43 South Jersey Children See Mrs. Roosevelt at Airport Here


Camden Courier-Post – Feburary 12, 1938

First Lady Boards Plane After Philadelphia Speech As Mt. Holly Pupils on Inspection Tour Greet Her; Chats with Teachers

Forty-three Mt. Holly school children got an unexpected thrill yesterday when they arrived for an inspection tour of Central Airport just before the First Lady of the nation enplaned for Washington, after a speaking engagement in Philadelphia Thursday night.

During the few minutes that elapsed before her plane took off at 10.55 a. m., Mrs. Roosevelt greeted the children-pupils in the kindergarten and first grade of Samuel Miller School-and chatted with their teachers, Miss Ruth Kaelin and Mrs. Mildred Haler.

Mrs. Roosevelt was a bit surprised herself to learn that one of her oldest friends was to be another passenger on the American Air Lines plane, Mrs. Ruth Bryan Owen Rohde, former minister to Denmark and onetime Florida congresswoman.

With her husband, Captain Boerge Rohde, she was enroute to Washington for a visit.

Officials of the airline rearranged the seating schedule so that Mrs. Roosevelt could sit with the couple.

The President’s wife reached the airport about 10.40 a. m. and was driven there by Mrs. Curtin Winsor, formerly Mrs. Elliott Roosevelt, of Rosemont, Pa.

The nation has “come a long way” since Abraham Lincoln issued the Emancipation Proclamation 75 years ago but economic inequalities make virtual slaves of many today, Mrs. Roosevelt told the National Negro Congress in Philadelphia.

“We are getting to a point where we are going to insist that all human beings have certain basic rights in modern civilization-that all should be equal before the law, that there should be no discrimination in citizenship rights, and that all should have the same opportunities for economic and educational activities,” she said.

Five thousand Negroes jammed Tindley Temple Methodist Church to hear Mrs. Roosevelt speak at the assembly in honor of the seventy-fifth anniversary of Lincoln’s proclamation that declared the slaves free, and another 3000 crowded around the doors outside.

“This thing of getting for all human beings a fair and just hearing in the world and a fair and just treatment, is not easy,” the First Lady said. “We have gone on for years in a world where special privilege, selfishness and greed predominated, when it was all right to do things if you could get away with it.

“But now, the conscience of the people is being aroused.”

Mrs. Roosevelt told the congress that economic inequalities touch “your race very closely,” and that all communities must realize that poverty in one group affects all others.

“It is not only people of one race who are slaves,” she said. “Slavery is of many different kinds. Today we are facing another era, in which we have to make certain things become facts, rather than theories.

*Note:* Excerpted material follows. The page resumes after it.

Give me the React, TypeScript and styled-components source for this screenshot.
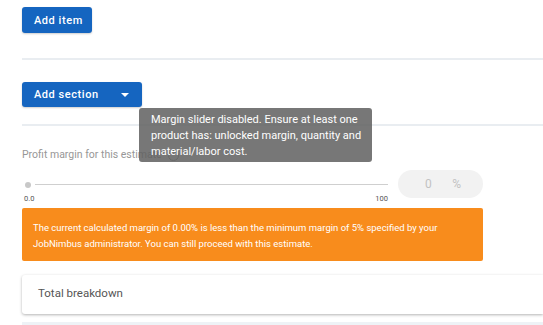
import React from "react";
import styled, { createGlobalStyle } from "styled-components";

const Global = createGlobalStyle`
  html, body { margin: 0; padding: 0; background: #fff; }
  body { font-family: Roboto, "Liberation Sans", Arial, sans-serif; overflow: hidden; }
`;

const Page = styled.div`
  width: 543px;
  height: 325px;
  padding: 7px 0 0 22px;
  box-sizing: border-box;
  overflow: hidden;
`;

const PrimaryButton = styled.button<{ $w: number; $h: number }>`
  display: flex;
  align-items: center;
  justify-content: space-between;
  width: ${(p) => p.$w}px;
  height: ${(p) => p.$h}px;
  padding: 0 12px;
  box-sizing: border-box;
  border: none;
  border-radius: 3px;
  background: #1565c0;
  color: #fff;
  font-family: Roboto, "Liberation Sans", Arial, sans-serif;
  font-weight: 500;
  font-size: 11px;
  letter-spacing: 0.55px;
  white-space: nowrap;
  box-shadow: 0 1px 2px rgba(0, 0, 0, 0.2);
  cursor: pointer;
`;

const Caret = styled.span`
  width: 0;
  height: 0;
  border-left: 4px solid transparent;
  border-right: 4px solid transparent;
  border-top: 4px solid #fff;
  margin-right: 1px;
`;

const Divider = styled.div<{ $top: number }>`
  height: 2px;
  background: #e9edf1;
  margin-top: ${(p) => p.$top}px;
`;

const SectionWrap = styled.div`
  position: relative;
  margin-top: 22px;
  width: 120px;
`;

const Tooltip = styled.div`
  position: absolute;
  left: 117px;
  top: 26px;
  width: 233px;
  height: 54px;
  box-sizing: border-box;
  padding: 4px 8px 0 12px;
  background: rgba(97, 97, 97, 0.86);
  color: #fff;
  border-radius: 3px;
  font-size: 11px;
  line-height: 16px;
  z-index: 10;
`;

const Label = styled.div`
  display: flex;
  align-items: center;
  gap: 6px;
  margin-top: 21px;
  color: #979797;
  font-size: 10.5px;
  line-height: 16px;
`;

const InfoIcon = styled.span`
  width: 11px;
  height: 11px;
  border: 1px solid #979797;
  border-radius: 50%;
  box-sizing: border-box;
`;

const SliderRow = styled.div`
  display: flex;
  align-items: flex-start;
  margin-top: 7px;
`;

const SliderBox = styled.div`
  width: 366px;
  padding-top: 10px;
`;

const Track = styled.div`
  display: flex;
  align-items: center;
  gap: 4px;
  height: 9px;
  padding-left: 3px;
`;

const Thumb = styled.span`
  width: 6px;
  height: 6px;
  border-radius: 50%;
  background: #c8c8c8;
`;

const Rail = styled.span`
  flex: 1;
  height: 1px;
  background: #cfcfcf;
`;

const SliderLabels = styled.div`
  display: flex;
  justify-content: space-between;
  margin-top: 5px;
  font-size: 7.5px;
  line-height: 9px;
  color: #555;
  padding: 0 0 0 2px;
`;

const PercentBox = styled.div`
  display: flex;
  align-items: center;
  justify-content: space-between;
  margin-left: 10px;
  width: 85px;
  height: 28px;
  padding: 0 22px 0 27px;
  box-sizing: border-box;
  background: #f2f2f2;
  border-radius: 14px;
  color: #c2c2c2;
  font-size: 12px;
`;

const Alert = styled.div`
  width: 461px;
  height: 53px;
  box-sizing: border-box;
  margin-top: 5px;
  padding: 12px 10px 0 11px;
  background: #f88c1c;
  border-radius: 2px;
  color: #fff;
  font-size: 9.5px;
  line-height: 16px;
`;

const Card = styled.div`
  margin-top: 14px;
  height: 39px;
  box-sizing: border-box;
  display: flex;
  align-items: center;
  padding: 0 0 3px 16px;
  background: #fff;
  border-radius: 3px 0 0 3px;
  box-shadow: 0 1px 3px rgba(0, 0, 0, 0.3);
  color: #555;
  font-size: 11.5px;
`;

const BottomBar = styled.div`
  margin-top: 8px;
  height: 4px;
  background: #eef2f6;
`;

export default function App() {
  return (
    <>
      <Global />
      <Page>
        <PrimaryButton $w={70} $h={26}>Add item</PrimaryButton>
        <Divider $top={25} />
        <SectionWrap>
          <PrimaryButton $w={120} $h={25}>
            Add section
            <Caret />
          </PrimaryButton>
          <Tooltip>
            Margin slider disabled. Ensure at least one product has: unlocked margin, quantity and
            material/labor cost.
          </Tooltip>
        </SectionWrap>
        <Divider $top={17} />
        <Label>
          Profit margin for this estimate
          <InfoIcon />
        </Label>
        <SliderRow>
          <SliderBox>
            <Track>
              <Thumb />
              <Rail />
            </Track>
            <SliderLabels>
              <span>0.0</span>
              <span>100</span>
            </SliderLabels>
          </SliderBox>
          <PercentBox>
            <span>0</span>
            <span>%</span>
          </PercentBox>
        </SliderRow>
        <Alert>
          The current calculated margin of 0.00% is less than the minimum margin of 5% specified by your
          JobNimbus administrator. You can still proceed with this estimate.
        </Alert>
        <Card>Total breakdown</Card>
        <BottomBar />
      </Page>
    </>
  );
}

“There must be no discrimination in opportunities to have equal rights under the social economic standards throughout the nation.”

Mrs. Roosevelt scoffed at efforts of certain organizations to prevent teaching the nation’s youth about communism, Fascism and other “isms.”

“We’ve got to let our young people know what’s going on elsewhere,” she said. “They must be able to meet these adversities with knowledge.”

The First Lady was a dinner guest at the Rosemont home of Mrs. Winsor, divorced wife of Elliott Roosevelt who married again recently. Winsor and Mrs. Roosevelt’s 5-year-old grandson, William Donner Roosevelt, met her at the train when she arrived in Philadelphia Thursday.